=== WHAT IS EXPECTED ===
Repeat the listing word for word. No pictures belong in the copy.
====
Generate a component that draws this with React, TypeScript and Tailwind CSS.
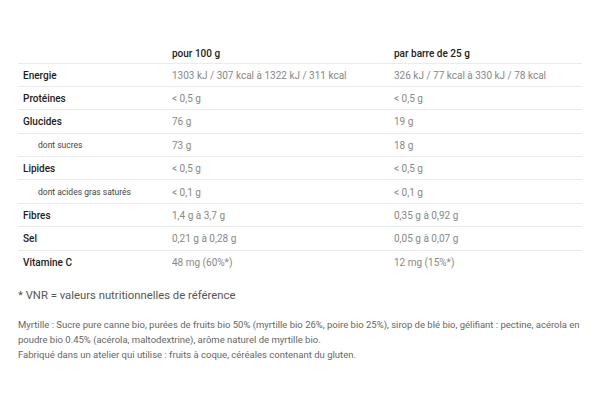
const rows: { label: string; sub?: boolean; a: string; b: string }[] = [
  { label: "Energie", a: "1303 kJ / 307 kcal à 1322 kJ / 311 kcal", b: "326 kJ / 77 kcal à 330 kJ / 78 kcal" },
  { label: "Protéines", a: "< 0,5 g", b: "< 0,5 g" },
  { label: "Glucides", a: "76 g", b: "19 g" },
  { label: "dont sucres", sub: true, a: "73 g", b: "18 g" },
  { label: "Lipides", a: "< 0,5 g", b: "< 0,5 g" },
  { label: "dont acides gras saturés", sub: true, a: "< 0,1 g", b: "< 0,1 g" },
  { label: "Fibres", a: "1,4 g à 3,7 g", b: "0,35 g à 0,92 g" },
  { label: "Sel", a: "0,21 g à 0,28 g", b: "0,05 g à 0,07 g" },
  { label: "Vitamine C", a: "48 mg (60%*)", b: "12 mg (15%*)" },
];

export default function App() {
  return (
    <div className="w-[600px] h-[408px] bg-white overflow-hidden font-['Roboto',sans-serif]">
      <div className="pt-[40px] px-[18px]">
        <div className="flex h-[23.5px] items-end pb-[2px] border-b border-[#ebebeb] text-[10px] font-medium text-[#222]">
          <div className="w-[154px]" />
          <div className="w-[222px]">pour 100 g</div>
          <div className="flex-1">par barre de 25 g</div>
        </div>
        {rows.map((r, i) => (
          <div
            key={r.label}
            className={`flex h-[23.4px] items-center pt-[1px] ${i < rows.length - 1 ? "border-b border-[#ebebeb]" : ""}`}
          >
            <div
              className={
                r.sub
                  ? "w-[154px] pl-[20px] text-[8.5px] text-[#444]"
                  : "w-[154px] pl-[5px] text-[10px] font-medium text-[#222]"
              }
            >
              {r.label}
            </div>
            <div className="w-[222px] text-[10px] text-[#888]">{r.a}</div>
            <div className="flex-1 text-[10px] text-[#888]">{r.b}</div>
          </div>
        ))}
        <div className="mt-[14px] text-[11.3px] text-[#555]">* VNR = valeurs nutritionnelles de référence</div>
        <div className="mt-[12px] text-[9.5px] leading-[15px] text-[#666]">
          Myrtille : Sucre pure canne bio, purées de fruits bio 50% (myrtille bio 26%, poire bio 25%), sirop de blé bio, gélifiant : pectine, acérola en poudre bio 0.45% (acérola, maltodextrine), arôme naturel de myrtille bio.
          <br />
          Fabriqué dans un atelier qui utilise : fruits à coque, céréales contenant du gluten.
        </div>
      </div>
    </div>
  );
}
====
=== THE COMPLETED TASK ===
Generate a component that draws this with React, TypeScript and Tailwind CSS.
const rows: { label: string; sub?: boolean; a: string; b: string }[] = [
  { label: "Energie", a: "1303 kJ / 307 kcal à 1322 kJ / 311 kcal", b: "326 kJ / 77 kcal à 330 kJ / 78 kcal" },
  { label: "Protéines", a: "< 0,5 g", b: "< 0,5 g" },
  { label: "Glucides", a: "76 g", b: "19 g" },
  { label: "dont sucres", sub: true, a: "73 g", b: "18 g" },
  { label: "Lipides", a: "< 0,5 g", b: "< 0,5 g" },
  { label: "dont acides gras saturés", sub: true, a: "< 0,1 g", b: "< 0,1 g" },
  { label: "Fibres", a: "1,4 g à 3,7 g", b: "0,35 g à 0,92 g" },
  { label: "Sel", a: "0,21 g à 0,28 g", b: "0,05 g à 0,07 g" },
  { label: "Vitamine C", a: "48 mg (60%*)", b: "12 mg (15%*)" },
];

export default function App() {
  return (
    <div className="w-[600px] h-[408px] bg-white overflow-hidden font-['Roboto',sans-serif]">
      <div className="pt-[40px] px-[18px]">
        <div className="flex h-[23.5px] items-end pb-[2px] border-b border-[#ebebeb] text-[10px] font-medium text-[#222]">
          <div className="w-[154px]" />
          <div className="w-[222px]">pour 100 g</div>
          <div className="flex-1">par barre de 25 g</div>
        </div>
        {rows.map((r, i) => (
          <div
            key={r.label}
            className={`flex h-[23.4px] items-center pt-[1px] ${i < rows.length - 1 ? "border-b border-[#ebebeb]" : ""}`}
          >
            <div
              className={
                r.sub
                  ? "w-[154px] pl-[20px] text-[8.5px] text-[#444]"
                  : "w-[154px] pl-[5px] text-[10px] font-medium text-[#222]"
              }
            >
              {r.label}
            </div>
            <div className="w-[222px] text-[10px] text-[#888]">{r.a}</div>
            <div className="flex-1 text-[10px] text-[#888]">{r.b}</div>
          </div>
        ))}
        <div className="mt-[14px] text-[11.3px] text-[#555]">* VNR = valeurs nutritionnelles de référence</div>
        <div className="mt-[12px] text-[9.5px] leading-[15px] text-[#666]">
          Myrtille : Sucre pure canne bio, purées de fruits bio 50% (myrtille bio 26%, poire bio 25%), sirop de blé bio, gélifiant : pectine, acérola en poudre bio 0.45% (acérola, maltodextrine), arôme naturel de myrtille bio.
          <br />
          Fabriqué dans un atelier qui utilise : fruits à coque, céréales contenant du gluten.
        </div>
      </div>
    </div>
  );
}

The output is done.